Would you return all of this data exactly, leaving nothing out?

--- Start of Collected data ---

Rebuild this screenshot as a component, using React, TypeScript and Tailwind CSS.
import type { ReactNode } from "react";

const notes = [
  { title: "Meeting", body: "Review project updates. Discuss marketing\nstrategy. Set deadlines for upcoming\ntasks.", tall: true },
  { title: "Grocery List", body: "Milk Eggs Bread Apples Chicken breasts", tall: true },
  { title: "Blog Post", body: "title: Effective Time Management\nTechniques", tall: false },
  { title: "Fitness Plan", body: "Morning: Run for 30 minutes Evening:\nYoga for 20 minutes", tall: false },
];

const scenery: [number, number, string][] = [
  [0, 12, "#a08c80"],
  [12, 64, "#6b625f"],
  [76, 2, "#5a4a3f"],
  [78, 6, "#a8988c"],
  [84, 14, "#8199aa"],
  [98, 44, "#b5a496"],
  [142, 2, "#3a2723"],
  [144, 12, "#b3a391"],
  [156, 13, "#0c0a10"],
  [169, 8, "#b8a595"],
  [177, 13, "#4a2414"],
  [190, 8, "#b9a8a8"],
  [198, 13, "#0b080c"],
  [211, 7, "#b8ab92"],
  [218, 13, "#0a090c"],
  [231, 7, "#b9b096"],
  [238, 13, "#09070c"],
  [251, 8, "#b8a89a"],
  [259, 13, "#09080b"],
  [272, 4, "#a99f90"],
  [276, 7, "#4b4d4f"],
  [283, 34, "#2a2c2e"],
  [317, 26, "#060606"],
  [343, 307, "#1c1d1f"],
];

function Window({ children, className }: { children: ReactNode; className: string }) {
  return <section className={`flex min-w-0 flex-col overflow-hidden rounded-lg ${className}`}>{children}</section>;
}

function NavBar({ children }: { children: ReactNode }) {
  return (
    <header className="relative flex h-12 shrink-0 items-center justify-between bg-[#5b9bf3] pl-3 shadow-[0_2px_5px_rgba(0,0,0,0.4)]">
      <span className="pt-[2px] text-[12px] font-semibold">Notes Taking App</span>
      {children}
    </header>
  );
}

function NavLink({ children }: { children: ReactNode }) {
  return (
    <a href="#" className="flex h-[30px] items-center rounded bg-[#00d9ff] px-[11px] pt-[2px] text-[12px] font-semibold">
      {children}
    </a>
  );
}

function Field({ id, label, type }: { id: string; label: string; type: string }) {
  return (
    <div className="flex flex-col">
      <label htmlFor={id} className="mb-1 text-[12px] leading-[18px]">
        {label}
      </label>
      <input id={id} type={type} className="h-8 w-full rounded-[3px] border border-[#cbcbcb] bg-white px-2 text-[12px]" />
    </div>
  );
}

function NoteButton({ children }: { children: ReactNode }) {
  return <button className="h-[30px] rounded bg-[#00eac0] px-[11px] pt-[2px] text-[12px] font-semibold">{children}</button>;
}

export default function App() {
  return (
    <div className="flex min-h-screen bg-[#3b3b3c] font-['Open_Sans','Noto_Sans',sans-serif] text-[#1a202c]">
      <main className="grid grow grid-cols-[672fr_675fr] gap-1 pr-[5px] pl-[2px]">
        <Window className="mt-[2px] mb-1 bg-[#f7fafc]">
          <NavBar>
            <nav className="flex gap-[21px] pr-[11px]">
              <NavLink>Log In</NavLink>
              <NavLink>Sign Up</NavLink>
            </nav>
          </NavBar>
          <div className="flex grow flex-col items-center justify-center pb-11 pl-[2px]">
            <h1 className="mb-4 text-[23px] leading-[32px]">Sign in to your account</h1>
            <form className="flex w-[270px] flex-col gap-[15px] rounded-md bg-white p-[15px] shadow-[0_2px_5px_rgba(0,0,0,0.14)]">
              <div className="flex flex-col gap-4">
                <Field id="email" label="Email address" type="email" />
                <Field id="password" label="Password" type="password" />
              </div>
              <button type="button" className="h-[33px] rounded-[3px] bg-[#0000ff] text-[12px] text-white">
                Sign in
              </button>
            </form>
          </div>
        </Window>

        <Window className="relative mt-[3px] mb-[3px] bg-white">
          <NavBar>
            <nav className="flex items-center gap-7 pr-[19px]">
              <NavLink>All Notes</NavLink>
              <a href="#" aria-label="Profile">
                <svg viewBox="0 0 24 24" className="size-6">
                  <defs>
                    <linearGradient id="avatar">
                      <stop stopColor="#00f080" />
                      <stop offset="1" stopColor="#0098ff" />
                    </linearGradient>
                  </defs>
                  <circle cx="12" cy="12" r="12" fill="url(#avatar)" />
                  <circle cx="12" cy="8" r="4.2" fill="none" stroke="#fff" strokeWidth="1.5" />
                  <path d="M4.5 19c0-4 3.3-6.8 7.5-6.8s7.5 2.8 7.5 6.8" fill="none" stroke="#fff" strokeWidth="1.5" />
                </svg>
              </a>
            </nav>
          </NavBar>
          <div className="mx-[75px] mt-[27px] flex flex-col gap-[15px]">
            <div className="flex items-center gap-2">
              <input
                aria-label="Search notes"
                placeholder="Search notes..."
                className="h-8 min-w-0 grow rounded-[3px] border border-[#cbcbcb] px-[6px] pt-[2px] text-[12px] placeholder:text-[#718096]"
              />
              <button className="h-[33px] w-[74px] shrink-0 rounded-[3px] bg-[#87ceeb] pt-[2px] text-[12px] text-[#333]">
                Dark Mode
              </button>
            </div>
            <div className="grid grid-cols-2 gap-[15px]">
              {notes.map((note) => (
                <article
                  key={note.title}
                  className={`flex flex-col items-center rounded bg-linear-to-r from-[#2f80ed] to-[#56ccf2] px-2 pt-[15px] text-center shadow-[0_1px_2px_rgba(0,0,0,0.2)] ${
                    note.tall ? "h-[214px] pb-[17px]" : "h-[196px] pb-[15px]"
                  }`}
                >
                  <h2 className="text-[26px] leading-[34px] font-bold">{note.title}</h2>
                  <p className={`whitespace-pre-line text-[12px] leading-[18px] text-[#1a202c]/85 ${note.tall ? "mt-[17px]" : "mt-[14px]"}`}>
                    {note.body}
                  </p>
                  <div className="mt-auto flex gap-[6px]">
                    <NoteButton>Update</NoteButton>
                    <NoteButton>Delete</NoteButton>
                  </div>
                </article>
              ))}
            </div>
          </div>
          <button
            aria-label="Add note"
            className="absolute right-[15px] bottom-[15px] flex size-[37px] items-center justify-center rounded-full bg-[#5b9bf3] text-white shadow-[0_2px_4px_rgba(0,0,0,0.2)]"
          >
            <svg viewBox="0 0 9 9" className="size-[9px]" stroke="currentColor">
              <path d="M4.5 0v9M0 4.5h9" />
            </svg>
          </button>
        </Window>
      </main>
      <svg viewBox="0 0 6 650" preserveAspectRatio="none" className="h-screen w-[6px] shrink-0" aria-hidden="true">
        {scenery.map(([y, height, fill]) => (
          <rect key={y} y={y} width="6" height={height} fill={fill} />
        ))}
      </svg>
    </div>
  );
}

--- End of Collected data ---

--- Completed exercise ---
Rebuild this screenshot as a component, using React, TypeScript and Tailwind CSS.
import type { ReactNode } from "react";

const notes = [
  { title: "Meeting", body: "Review project updates. Discuss marketing\nstrategy. Set deadlines for upcoming\ntasks.", tall: true },
  { title: "Grocery List", body: "Milk Eggs Bread Apples Chicken breasts", tall: true },
  { title: "Blog Post", body: "title: Effective Time Management\nTechniques", tall: false },
  { title: "Fitness Plan", body: "Morning: Run for 30 minutes Evening:\nYoga for 20 minutes", tall: false },
];

const scenery: [number, number, string][] = [
  [0, 12, "#a08c80"],
  [12, 64, "#6b625f"],
  [76, 2, "#5a4a3f"],
  [78, 6, "#a8988c"],
  [84, 14, "#8199aa"],
  [98, 44, "#b5a496"],
  [142, 2, "#3a2723"],
  [144, 12, "#b3a391"],
  [156, 13, "#0c0a10"],
  [169, 8, "#b8a595"],
  [177, 13, "#4a2414"],
  [190, 8, "#b9a8a8"],
  [198, 13, "#0b080c"],
  [211, 7, "#b8ab92"],
  [218, 13, "#0a090c"],
  [231, 7, "#b9b096"],
  [238, 13, "#09070c"],
  [251, 8, "#b8a89a"],
  [259, 13, "#09080b"],
  [272, 4, "#a99f90"],
  [276, 7, "#4b4d4f"],
  [283, 34, "#2a2c2e"],
  [317, 26, "#060606"],
  [343, 307, "#1c1d1f"],
];

function Window({ children, className }: { children: ReactNode; className: string }) {
  return <section className={`flex min-w-0 flex-col overflow-hidden rounded-lg ${className}`}>{children}</section>;
}

function NavBar({ children }: { children: ReactNode }) {
  return (
    <header className="relative flex h-12 shrink-0 items-center justify-between bg-[#5b9bf3] pl-3 shadow-[0_2px_5px_rgba(0,0,0,0.4)]">
      <span className="pt-[2px] text-[12px] font-semibold">Notes Taking App</span>
      {children}
    </header>
  );
}

function NavLink({ children }: { children: ReactNode }) {
  return (
    <a href="#" className="flex h-[30px] items-center rounded bg-[#00d9ff] px-[11px] pt-[2px] text-[12px] font-semibold">
      {children}
    </a>
  );
}

function Field({ id, label, type }: { id: string; label: string; type: string }) {
  return (
    <div className="flex flex-col">
      <label htmlFor={id} className="mb-1 text-[12px] leading-[18px]">
        {label}
      </label>
      <input id={id} type={type} className="h-8 w-full rounded-[3px] border border-[#cbcbcb] bg-white px-2 text-[12px]" />
    </div>
  );
}

function NoteButton({ children }: { children: ReactNode }) {
  return <button className="h-[30px] rounded bg-[#00eac0] px-[11px] pt-[2px] text-[12px] font-semibold">{children}</button>;
}

export default function App() {
  return (
    <div className="flex min-h-screen bg-[#3b3b3c] font-['Open_Sans','Noto_Sans',sans-serif] text-[#1a202c]">
      <main className="grid grow grid-cols-[672fr_675fr] gap-1 pr-[5px] pl-[2px]">
        <Window className="mt-[2px] mb-1 bg-[#f7fafc]">
          <NavBar>
            <nav className="flex gap-[21px] pr-[11px]">
              <NavLink>Log In</NavLink>
              <NavLink>Sign Up</NavLink>
            </nav>
          </NavBar>
          <div className="flex grow flex-col items-center justify-center pb-11 pl-[2px]">
            <h1 className="mb-4 text-[23px] leading-[32px]">Sign in to your account</h1>
            <form className="flex w-[270px] flex-col gap-[15px] rounded-md bg-white p-[15px] shadow-[0_2px_5px_rgba(0,0,0,0.14)]">
              <div className="flex flex-col gap-4">
                <Field id="email" label="Email address" type="email" />
                <Field id="password" label="Password" type="password" />
              </div>
              <button type="button" className="h-[33px] rounded-[3px] bg-[#0000ff] text-[12px] text-white">
                Sign in
              </button>
            </form>
          </div>
        </Window>

        <Window className="relative mt-[3px] mb-[3px] bg-white">
          <NavBar>
            <nav className="flex items-center gap-7 pr-[19px]">
              <NavLink>All Notes</NavLink>
              <a href="#" aria-label="Profile">
                <svg viewBox="0 0 24 24" className="size-6">
                  <defs>
                    <linearGradient id="avatar">
                      <stop stopColor="#00f080" />
                      <stop offset="1" stopColor="#0098ff" />
                    </linearGradient>
                  </defs>
                  <circle cx="12" cy="12" r="12" fill="url(#avatar)" />
                  <circle cx="12" cy="8" r="4.2" fill="none" stroke="#fff" strokeWidth="1.5" />
                  <path d="M4.5 19c0-4 3.3-6.8 7.5-6.8s7.5 2.8 7.5 6.8" fill="none" stroke="#fff" strokeWidth="1.5" />
                </svg>
              </a>
            </nav>
          </NavBar>
          <div className="mx-[75px] mt-[27px] flex flex-col gap-[15px]">
            <div className="flex items-center gap-2">
              <input
                aria-label="Search notes"
                placeholder="Search notes..."
                className="h-8 min-w-0 grow rounded-[3px] border border-[#cbcbcb] px-[6px] pt-[2px] text-[12px] placeholder:text-[#718096]"
              />
              <button className="h-[33px] w-[74px] shrink-0 rounded-[3px] bg-[#87ceeb] pt-[2px] text-[12px] text-[#333]">
                Dark Mode
              </button>
            </div>
            <div className="grid grid-cols-2 gap-[15px]">
              {notes.map((note) => (
                <article
                  key={note.title}
                  className={`flex flex-col items-center rounded bg-linear-to-r from-[#2f80ed] to-[#56ccf2] px-2 pt-[15px] text-center shadow-[0_1px_2px_rgba(0,0,0,0.2)] ${
                    note.tall ? "h-[214px] pb-[17px]" : "h-[196px] pb-[15px]"
                  }`}
                >
                  <h2 className="text-[26px] leading-[34px] font-bold">{note.title}</h2>
                  <p className={`whitespace-pre-line text-[12px] leading-[18px] text-[#1a202c]/85 ${note.tall ? "mt-[17px]" : "mt-[14px]"}`}>
                    {note.body}
                  </p>
                  <div className="mt-auto flex gap-[6px]">
                    <NoteButton>Update</NoteButton>
                    <NoteButton>Delete</NoteButton>
                  </div>
                </article>
              ))}
            </div>
          </div>
          <button
            aria-label="Add note"
            className="absolute right-[15px] bottom-[15px] flex size-[37px] items-center justify-center rounded-full bg-[#5b9bf3] text-white shadow-[0_2px_4px_rgba(0,0,0,0.2)]"
          >
            <svg viewBox="0 0 9 9" className="size-[9px]" stroke="currentColor">
              <path d="M4.5 0v9M0 4.5h9" />
            </svg>
          </button>
        </Window>
      </main>
      <svg viewBox="0 0 6 650" preserveAspectRatio="none" className="h-screen w-[6px] shrink-0" aria-hidden="true">
        {scenery.map(([y, height, fill]) => (
          <rect key={y} y={y} width="6" height={height} fill={fill} />
        ))}
      </svg>
    </div>
  );
}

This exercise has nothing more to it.